** Start Data block **
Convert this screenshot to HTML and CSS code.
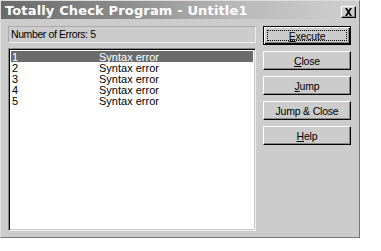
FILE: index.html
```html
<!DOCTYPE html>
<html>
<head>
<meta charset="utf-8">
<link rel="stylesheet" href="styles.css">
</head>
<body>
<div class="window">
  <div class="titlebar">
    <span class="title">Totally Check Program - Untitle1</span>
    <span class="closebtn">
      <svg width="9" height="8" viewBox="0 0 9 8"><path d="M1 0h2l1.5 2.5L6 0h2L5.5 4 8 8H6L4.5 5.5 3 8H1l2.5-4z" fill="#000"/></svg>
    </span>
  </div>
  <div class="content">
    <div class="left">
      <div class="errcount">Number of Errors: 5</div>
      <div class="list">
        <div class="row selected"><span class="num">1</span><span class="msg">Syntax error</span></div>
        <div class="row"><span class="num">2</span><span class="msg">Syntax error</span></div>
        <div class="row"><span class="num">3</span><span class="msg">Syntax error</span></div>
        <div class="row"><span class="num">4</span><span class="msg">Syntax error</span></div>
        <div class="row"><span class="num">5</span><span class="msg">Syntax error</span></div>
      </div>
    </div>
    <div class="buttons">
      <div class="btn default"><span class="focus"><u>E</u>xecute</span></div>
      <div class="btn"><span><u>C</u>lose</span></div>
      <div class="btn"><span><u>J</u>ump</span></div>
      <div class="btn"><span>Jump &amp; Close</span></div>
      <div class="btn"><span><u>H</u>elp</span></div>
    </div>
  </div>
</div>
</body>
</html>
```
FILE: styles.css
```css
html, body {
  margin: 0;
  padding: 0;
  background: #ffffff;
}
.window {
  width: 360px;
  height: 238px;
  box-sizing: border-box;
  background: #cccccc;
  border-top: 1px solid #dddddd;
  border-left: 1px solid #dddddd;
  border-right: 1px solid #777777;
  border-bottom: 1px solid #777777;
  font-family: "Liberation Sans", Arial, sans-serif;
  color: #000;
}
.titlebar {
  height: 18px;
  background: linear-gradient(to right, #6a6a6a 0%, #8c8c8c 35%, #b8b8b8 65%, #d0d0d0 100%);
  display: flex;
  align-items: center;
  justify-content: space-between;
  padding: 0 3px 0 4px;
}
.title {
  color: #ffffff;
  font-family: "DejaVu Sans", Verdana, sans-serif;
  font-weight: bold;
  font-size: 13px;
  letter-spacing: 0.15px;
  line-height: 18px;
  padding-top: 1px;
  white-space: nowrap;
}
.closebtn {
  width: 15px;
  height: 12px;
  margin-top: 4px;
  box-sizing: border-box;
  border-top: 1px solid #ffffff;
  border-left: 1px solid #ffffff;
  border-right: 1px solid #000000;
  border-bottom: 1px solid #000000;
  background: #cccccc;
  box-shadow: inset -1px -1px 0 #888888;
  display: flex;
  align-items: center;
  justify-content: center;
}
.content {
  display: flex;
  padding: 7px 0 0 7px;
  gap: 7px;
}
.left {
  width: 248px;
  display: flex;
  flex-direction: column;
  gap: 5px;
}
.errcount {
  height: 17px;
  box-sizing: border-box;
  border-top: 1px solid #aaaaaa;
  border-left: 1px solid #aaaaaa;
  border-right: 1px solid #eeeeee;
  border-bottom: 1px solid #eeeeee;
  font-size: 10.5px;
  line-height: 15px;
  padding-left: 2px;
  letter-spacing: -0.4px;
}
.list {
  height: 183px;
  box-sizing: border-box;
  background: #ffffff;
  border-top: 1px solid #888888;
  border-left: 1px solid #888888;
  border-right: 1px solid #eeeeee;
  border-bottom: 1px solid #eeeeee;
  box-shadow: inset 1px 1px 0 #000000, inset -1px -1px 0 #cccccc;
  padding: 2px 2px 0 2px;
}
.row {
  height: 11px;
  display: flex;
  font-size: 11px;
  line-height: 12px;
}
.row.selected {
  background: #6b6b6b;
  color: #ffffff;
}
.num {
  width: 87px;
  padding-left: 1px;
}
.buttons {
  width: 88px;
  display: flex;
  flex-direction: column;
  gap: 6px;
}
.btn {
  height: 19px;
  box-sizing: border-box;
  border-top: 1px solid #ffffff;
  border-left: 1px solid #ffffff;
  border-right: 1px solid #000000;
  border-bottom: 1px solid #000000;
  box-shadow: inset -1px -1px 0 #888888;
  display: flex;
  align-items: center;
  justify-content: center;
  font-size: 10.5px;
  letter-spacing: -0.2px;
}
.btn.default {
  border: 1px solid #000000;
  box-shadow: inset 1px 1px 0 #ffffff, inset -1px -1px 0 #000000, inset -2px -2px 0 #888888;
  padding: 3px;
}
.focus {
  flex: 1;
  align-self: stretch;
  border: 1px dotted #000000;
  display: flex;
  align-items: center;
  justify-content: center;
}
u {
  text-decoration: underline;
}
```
** End Data block **
What needs to be done
All the lines above are to be given again exactly as they read, with the pictures removed.

Solution to this problem
Convert this screenshot to HTML and CSS code.
FILE: index.html
```html
<!DOCTYPE html>
<html>
<head>
<meta charset="utf-8">
<link rel="stylesheet" href="styles.css">
</head>
<body>
<div class="window">
  <div class="titlebar">
    <span class="title">Totally Check Program - Untitle1</span>
    <span class="closebtn">
      <svg width="9" height="8" viewBox="0 0 9 8"><path d="M1 0h2l1.5 2.5L6 0h2L5.5 4 8 8H6L4.5 5.5 3 8H1l2.5-4z" fill="#000"/></svg>
    </span>
  </div>
  <div class="content">
    <div class="left">
      <div class="errcount">Number of Errors: 5</div>
      <div class="list">
        <div class="row selected"><span class="num">1</span><span class="msg">Syntax error</span></div>
        <div class="row"><span class="num">2</span><span class="msg">Syntax error</span></div>
        <div class="row"><span class="num">3</span><span class="msg">Syntax error</span></div>
        <div class="row"><span class="num">4</span><span class="msg">Syntax error</span></div>
        <div class="row"><span class="num">5</span><span class="msg">Syntax error</span></div>
      </div>
    </div>
    <div class="buttons">
      <div class="btn default"><span class="focus"><u>E</u>xecute</span></div>
      <div class="btn"><span><u>C</u>lose</span></div>
      <div class="btn"><span><u>J</u>ump</span></div>
      <div class="btn"><span>Jump &amp; Close</span></div>
      <div class="btn"><span><u>H</u>elp</span></div>
    </div>
  </div>
</div>
</body>
</html>
```
FILE: styles.css
```css
html, body {
  margin: 0;
  padding: 0;
  background: #ffffff;
}
.window {
  width: 360px;
  height: 238px;
  box-sizing: border-box;
  background: #cccccc;
  border-top: 1px solid #dddddd;
  border-left: 1px solid #dddddd;
  border-right: 1px solid #777777;
  border-bottom: 1px solid #777777;
  font-family: "Liberation Sans", Arial, sans-serif;
  color: #000;
}
.titlebar {
  height: 18px;
  background: linear-gradient(to right, #6a6a6a 0%, #8c8c8c 35%, #b8b8b8 65%, #d0d0d0 100%);
  display: flex;
  align-items: center;
  justify-content: space-between;
  padding: 0 3px 0 4px;
}
.title {
  color: #ffffff;
  font-family: "DejaVu Sans", Verdana, sans-serif;
  font-weight: bold;
  font-size: 13px;
  letter-spacing: 0.15px;
  line-height: 18px;
  padding-top: 1px;
  white-space: nowrap;
}
.closebtn {
  width: 15px;
  height: 12px;
  margin-top: 4px;
  box-sizing: border-box;
  border-top: 1px solid #ffffff;
  border-left: 1px solid #ffffff;
  border-right: 1px solid #000000;
  border-bottom: 1px solid #000000;
  background: #cccccc;
  box-shadow: inset -1px -1px 0 #888888;
  display: flex;
  align-items: center;
  justify-content: center;
}
.content {
  display: flex;
  padding: 7px 0 0 7px;
  gap: 7px;
}
.left {
  width: 248px;
  display: flex;
  flex-direction: column;
  gap: 5px;
}
.errcount {
  height: 17px;
  box-sizing: border-box;
  border-top: 1px solid #aaaaaa;
  border-left: 1px solid #aaaaaa;
  border-right: 1px solid #eeeeee;
  border-bottom: 1px solid #eeeeee;
  font-size: 10.5px;
  line-height: 15px;
  padding-left: 2px;
  letter-spacing: -0.4px;
}
.list {
  height: 183px;
  box-sizing: border-box;
  background: #ffffff;
  border-top: 1px solid #888888;
  border-left: 1px solid #888888;
  border-right: 1px solid #eeeeee;
  border-bottom: 1px solid #eeeeee;
  box-shadow: inset 1px 1px 0 #000000, inset -1px -1px 0 #cccccc;
  padding: 2px 2px 0 2px;
}
.row {
  height: 11px;
  display: flex;
  font-size: 11px;
  line-height: 12px;
}
.row.selected {
  background: #6b6b6b;
  color: #ffffff;
}
.num {
  width: 87px;
  padding-left: 1px;
}
.buttons {
  width: 88px;
  display: flex;
  flex-direction: column;
  gap: 6px;
}
.btn {
  height: 19px;
  box-sizing: border-box;
  border-top: 1px solid #ffffff;
  border-left: 1px solid #ffffff;
  border-right: 1px solid #000000;
  border-bottom: 1px solid #000000;
  box-shadow: inset -1px -1px 0 #888888;
  display: flex;
  align-items: center;
  justify-content: center;
  font-size: 10.5px;
  letter-spacing: -0.2px;
}
.btn.default {
  border: 1px solid #000000;
  box-shadow: inset 1px 1px 0 #ffffff, inset -1px -1px 0 #000000, inset -2px -2px 0 #888888;
  padding: 3px;
}
.focus {
  flex: 1;
  align-self: stretch;
  border: 1px dotted #000000;
  display: flex;
  align-items: center;
  justify-content: center;
}
u {
  text-decoration: underline;
}
```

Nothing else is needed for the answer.